Frequently asked questions

What if I genuinely have no idea where I'll be in five years?

You do not need certainty; you need a direction. Look at what you have enjoyed and been good at in the last two years, and extend that line: deeper expertise, wider scope, more responsibility for outcomes. Saying “I don't know” unedited reads as drift, but “I want to keep getting better at X, and where that lands title-wise I hold loosely” is honest and completely acceptable.

Should I say I want to be a manager?

Only if you mean it and the company can offer it. Management is a credible five-year goal in most organizations, but check the shape of the team first — in a flat structure or a two-person department, it can sound like you will outgrow them fast. An alternative that lands well: growing into someone others come to, whether or not there is a title attached.

Is it a mistake to mention grad school or an MBA?

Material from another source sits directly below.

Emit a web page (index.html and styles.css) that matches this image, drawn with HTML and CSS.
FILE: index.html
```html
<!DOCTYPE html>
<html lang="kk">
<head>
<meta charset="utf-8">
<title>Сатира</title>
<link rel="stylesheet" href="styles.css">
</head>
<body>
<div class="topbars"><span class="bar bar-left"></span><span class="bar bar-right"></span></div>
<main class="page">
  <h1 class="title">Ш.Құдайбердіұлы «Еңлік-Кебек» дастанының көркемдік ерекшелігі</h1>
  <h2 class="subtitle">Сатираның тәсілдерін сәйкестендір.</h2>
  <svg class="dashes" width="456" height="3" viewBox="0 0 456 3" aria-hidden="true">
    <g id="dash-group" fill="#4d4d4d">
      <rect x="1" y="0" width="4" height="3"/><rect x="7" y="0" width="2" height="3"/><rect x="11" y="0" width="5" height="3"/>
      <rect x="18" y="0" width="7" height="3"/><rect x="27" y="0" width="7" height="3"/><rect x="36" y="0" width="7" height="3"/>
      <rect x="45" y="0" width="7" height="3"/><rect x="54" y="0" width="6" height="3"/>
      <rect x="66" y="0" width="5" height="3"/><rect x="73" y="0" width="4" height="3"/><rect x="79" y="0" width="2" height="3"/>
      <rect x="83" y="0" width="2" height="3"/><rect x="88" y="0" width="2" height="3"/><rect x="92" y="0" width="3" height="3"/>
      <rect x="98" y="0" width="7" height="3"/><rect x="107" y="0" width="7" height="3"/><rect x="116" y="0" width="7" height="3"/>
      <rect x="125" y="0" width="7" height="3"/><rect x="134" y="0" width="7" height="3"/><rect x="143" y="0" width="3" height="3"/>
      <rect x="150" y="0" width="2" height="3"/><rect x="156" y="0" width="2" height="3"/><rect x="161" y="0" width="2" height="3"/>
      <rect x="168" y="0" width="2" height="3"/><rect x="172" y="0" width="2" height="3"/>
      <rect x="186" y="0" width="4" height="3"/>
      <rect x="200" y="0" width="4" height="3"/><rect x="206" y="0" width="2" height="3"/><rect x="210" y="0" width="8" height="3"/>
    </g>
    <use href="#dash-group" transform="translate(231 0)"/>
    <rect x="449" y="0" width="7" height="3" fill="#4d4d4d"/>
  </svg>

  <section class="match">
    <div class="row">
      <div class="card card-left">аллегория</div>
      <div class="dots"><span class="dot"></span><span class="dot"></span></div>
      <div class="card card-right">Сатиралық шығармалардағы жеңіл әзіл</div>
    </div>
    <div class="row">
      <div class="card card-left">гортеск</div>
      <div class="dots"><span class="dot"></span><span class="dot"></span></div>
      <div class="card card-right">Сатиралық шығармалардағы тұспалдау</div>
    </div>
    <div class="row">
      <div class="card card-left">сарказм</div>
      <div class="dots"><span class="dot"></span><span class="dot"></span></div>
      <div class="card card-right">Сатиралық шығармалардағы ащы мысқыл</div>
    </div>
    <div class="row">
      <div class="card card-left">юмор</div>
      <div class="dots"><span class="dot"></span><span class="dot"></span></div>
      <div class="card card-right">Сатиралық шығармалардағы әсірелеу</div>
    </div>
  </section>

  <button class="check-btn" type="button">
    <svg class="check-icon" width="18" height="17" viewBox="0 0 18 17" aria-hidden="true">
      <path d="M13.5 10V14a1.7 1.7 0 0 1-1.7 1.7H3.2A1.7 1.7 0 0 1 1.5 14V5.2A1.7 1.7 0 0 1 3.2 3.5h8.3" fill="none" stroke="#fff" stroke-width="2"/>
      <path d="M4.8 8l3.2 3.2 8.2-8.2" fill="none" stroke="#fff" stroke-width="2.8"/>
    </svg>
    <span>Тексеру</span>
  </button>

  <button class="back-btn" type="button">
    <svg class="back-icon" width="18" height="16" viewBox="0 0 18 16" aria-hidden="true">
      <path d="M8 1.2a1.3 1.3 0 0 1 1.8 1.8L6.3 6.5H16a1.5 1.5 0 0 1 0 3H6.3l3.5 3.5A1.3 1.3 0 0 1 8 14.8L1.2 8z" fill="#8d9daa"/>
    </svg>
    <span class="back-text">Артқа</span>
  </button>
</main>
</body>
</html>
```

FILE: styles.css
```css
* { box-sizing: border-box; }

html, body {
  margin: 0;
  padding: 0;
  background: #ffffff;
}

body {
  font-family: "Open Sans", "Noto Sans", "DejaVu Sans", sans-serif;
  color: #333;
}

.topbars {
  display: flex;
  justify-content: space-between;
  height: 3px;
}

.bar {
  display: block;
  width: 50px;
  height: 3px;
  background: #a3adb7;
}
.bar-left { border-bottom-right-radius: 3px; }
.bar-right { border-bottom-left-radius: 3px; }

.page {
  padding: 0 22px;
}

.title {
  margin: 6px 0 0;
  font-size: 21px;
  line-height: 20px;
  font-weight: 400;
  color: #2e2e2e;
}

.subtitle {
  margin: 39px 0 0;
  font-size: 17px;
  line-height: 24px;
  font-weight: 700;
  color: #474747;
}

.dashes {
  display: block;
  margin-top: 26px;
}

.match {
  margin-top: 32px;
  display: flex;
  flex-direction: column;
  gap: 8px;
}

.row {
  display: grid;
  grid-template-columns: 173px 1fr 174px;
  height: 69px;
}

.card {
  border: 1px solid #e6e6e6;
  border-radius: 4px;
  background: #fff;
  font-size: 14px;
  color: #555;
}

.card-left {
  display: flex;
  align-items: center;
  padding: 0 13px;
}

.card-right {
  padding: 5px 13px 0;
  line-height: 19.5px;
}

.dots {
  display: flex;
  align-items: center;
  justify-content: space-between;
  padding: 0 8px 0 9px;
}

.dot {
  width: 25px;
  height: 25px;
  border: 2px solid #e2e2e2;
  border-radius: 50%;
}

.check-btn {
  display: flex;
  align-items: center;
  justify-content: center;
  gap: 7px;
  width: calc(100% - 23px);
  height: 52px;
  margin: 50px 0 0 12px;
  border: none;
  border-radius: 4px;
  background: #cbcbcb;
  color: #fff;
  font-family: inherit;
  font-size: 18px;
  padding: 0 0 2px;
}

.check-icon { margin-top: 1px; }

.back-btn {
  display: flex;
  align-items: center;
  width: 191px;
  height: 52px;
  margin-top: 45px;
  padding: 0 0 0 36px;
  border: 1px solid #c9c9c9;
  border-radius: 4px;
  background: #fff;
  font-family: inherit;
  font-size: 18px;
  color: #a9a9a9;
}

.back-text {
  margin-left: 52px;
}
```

Mentioning a funded, near-term plan to leave for full-time study is one of the fastest ways to end a process, because the interviewer hears a resignation letter with a date on it. If further education is part of your picture, frame it as part-time or employer-aligned development, or simply leave it out — an interview answer is not an oath to disclose every possibility.

What if my honest five-year goal is running my own business?

Keep that ambition out of the interview unless the company explicitly celebrates alumni founders. Most hiring managers hear it as a countdown clock. The skills version is safe to share — wanting broader ownership, commercial exposure, end-to-end responsibility — because those are things the job can offer and the reasons behind the ambition, without the exit plan attached.